It’s about an hour into a weekday diving practice at Augustus Brown Swimming Pool. Thunder Mountain High School coach Savona Kiessling takes her eyes off the water for a moment to pull out her phone and scroll through her camera roll.
She finds a photo showing a painful — but not altogether uncommon — scene from diving practice past. A pink-chested Cian Hart stands in the left side of the frame, while on the right, Karmen Funderburk props up what looks to be a badly-sunburned leg. A grinning Steven Ireland-Haight stands in the middle of the two, his muscular right bicep bearing an even deeper shade of pink than his two teammates.
The bruises illustrate the inevitable trial-and-error process of diving.
“It’s such a blind thing you’re doing and you have to have a lot of faith in yourself,” Kiessling said.
Nathan Teal, who coaches the TMHS and Juneau-Douglas divers with Kiessling, understood diving isn’t for everybody when he set about resurrecting the program two years ago. The team had disappeared for several years without a coach on staff.
“Recruiting went a little better than expected,” Teal said. “I never expected to have more than three or four people.”
To his surprise, about eight students jumped on board. Now seniors, Hart, Will Torgerson, Rosemary Kiessling and Amber Kahklen are reaping the benefits of three years of hard work. Hart, Kiessling and Kahklen all have 1-meter springboard titles to their name and are poised for strong performances at the Region V meet next weekend in Ketchikan and the state meet the weekend after in Anchorage.
“It’s been a lot of fun watching them,” Teal said. “They’ve both grown as divers and as people. As sophomores they were all a little more timid, a little more quiet. And I feel like diving is one of those things that — it’s a confidence builder. You have to confidence, you’re diving in front of everybody.”
Hart is fresh off his most emphatic win of the season last weekend, when he rewrote the JDHS record book with a 241-point outing. When Hart and teammate and friend Torgerson joined the team, they were already skilled in parkour, a sport in which practitioners run, flip and jump over obstacles.

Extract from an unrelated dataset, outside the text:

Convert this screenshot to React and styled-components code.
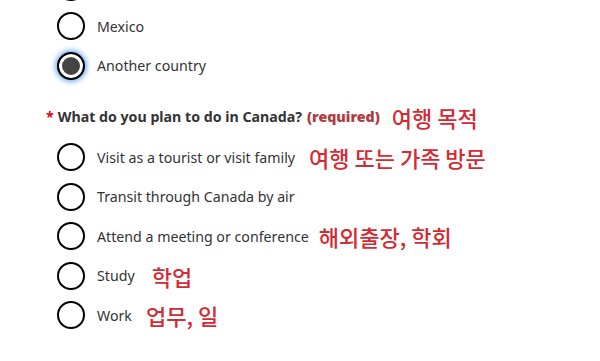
import React, { useState } from "react";
import styled, { createGlobalStyle } from "styled-components";

const GlobalStyle = createGlobalStyle`
  html, body {
    margin: 0;
    padding: 0;
    background: #fff;
    overflow: hidden;
  }
  body {
    font-family: "Noto Sans", "Open Sans", sans-serif;
    color: #333;
  }
`;

const Page = styled.div`
  width: 600px;
  height: 361px;
  overflow: hidden;
  padding-left: 46px;
  box-sizing: border-box;
`;

const Fieldset = styled.fieldset`
  border: 0;
  margin: ${(p) => p.$top || 0}px 0 0;
  padding: 0;
  min-width: 0;
`;

const Legend = styled.legend`
  display: flex;
  align-items: center;
  padding: 0;
  height: 24px;
  margin-bottom: 9px;
  font-size: 14.2px;
  font-weight: 700;
  color: #333;
  white-space: nowrap;
`;

const Star = styled.span`
  color: #d3080c;
  margin-right: 4px;
`;

const Required = styled.strong`
  color: #af3c43;
  margin-left: 5px;
`;

const List = styled.div`
  display: flex;
  flex-direction: column;
  padding-left: 11px;
`;

const Row = styled.label`
  display: flex;
  align-items: center;
  height: 39.5px;
  cursor: pointer;
`;

const Circle = styled.span`
  flex: none;
  width: 28px;
  height: 28px;
  box-sizing: border-box;
  border-radius: 50%;
  border: 2px solid #000;
  background: ${(p) => (p.$checked ? "#444" : "#fff")};
  box-shadow: ${(p) =>
    p.$checked
      ? "inset 0 0 0 3px #fff, 0 0 5px 2px rgba(80, 150, 230, 0.75)"
      : "none"};
`;

const Text = styled.span`
  margin-left: 12px;
  font-size: 14.2px;
  color: #333;
  white-space: nowrap;
`;

const Note = styled.span`
  margin-left: ${(p) => p.$gap}px;
  font-family: "Noto Sans CJK KR", "Noto Sans", sans-serif;
  font-size: 22px;
  font-weight: 500;
  color: #d42a33;
  white-space: nowrap;
  line-height: 1;
`;

// first entry sits above the fold, only the bottom of its circle shows
const countries = [null, "Mexico", "Another country"];

const purposes = [
  { label: "Visit as a tourist or visit family", note: "여행 또는 가족 방문", gap: 14 },
  { label: "Transit through Canada by air" },
  { label: "Attend a meeting or conference", note: "해외출장, 학회", gap: 10 },
  { label: "Study", note: "학업", gap: 17 },
  { label: "Work", note: "업무, 일", gap: 14 },
];

const App = () => {
  const [country, setCountry] = useState("Another country");
  const [purpose, setPurpose] = useState("");

  return (
    <Page>
      <GlobalStyle />
      <Fieldset $top={-33}>
        <List>
          {countries.map((c, i) => (
            <Row key={c || i} onClick={() => c && setCountry(c)}>
              <Circle $checked={c !== null && country === c} />
              {c && <Text>{c}</Text>}
            </Row>
          ))}
        </List>
      </Fieldset>

      <Fieldset $top={19}>
        <Legend>
          <Star>*</Star>
          What do you plan to do in Canada?
          <Required>(required)</Required>
          <Note $gap={12}>여행 목적</Note>
        </Legend>
        <List>
          {purposes.map((p) => (
            <Row key={p.label} onClick={() => setPurpose(p.label)}>
              <Circle $checked={purpose === p.label} />
              <Text>{p.label}</Text>
              {p.note && <Note $gap={p.gap}>{p.note}</Note>}
            </Row>
          ))}
        </List>
      </Fieldset>
    </Page>
  );
};

export default App;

“We started trying to do flips outside when we were like 10 or 11,” Hart said. “When got into high school we wanted to see if there was a dive team because it’s the closest sport to what we like to do.”
Teal’s job has been to refine and rework those skills for the springboard.
“Half of the last three years has been stomping out all those bad habits that they’ve picked up because diving’s a very particular sport,” Teal said. “I hate to use the word on record, but it’s sort of got a pretentiousness to it. The judges want it done this way and this way only. … I’ve enjoyed encouraging them to keep a little touch of personal style despite that fact that it might give them lower scores overall.”
Kiessling came in with a slightly different background. The 17-year-old practiced gymnastics throughout most of her childhood. A severe back injury would force Kiessling to try a different sport, and with some nudging from her mom, she landed on diving, which has helped her develop a new brand of mental toughness.
“I’m perfectly fine physically throwing things, I have the strength,” she said. “But from gymnastics I have a whole bunch of mental blocks. One of my biggest ones was going in head first because that felt wrong. I was in gymnastics for 10 years and so head first was not a good idea for me.”
She said the rigorous nature of diving has brought her closer everybody on the team — Falcons and Crimson Bears alike.
“I feel comfortable with all of them,” she said. “I don’t know if you really have a choice not to feel comfortable with anybody on the team because they’re going to see you at your worst and your best. And we also have a lot of time standing in line.”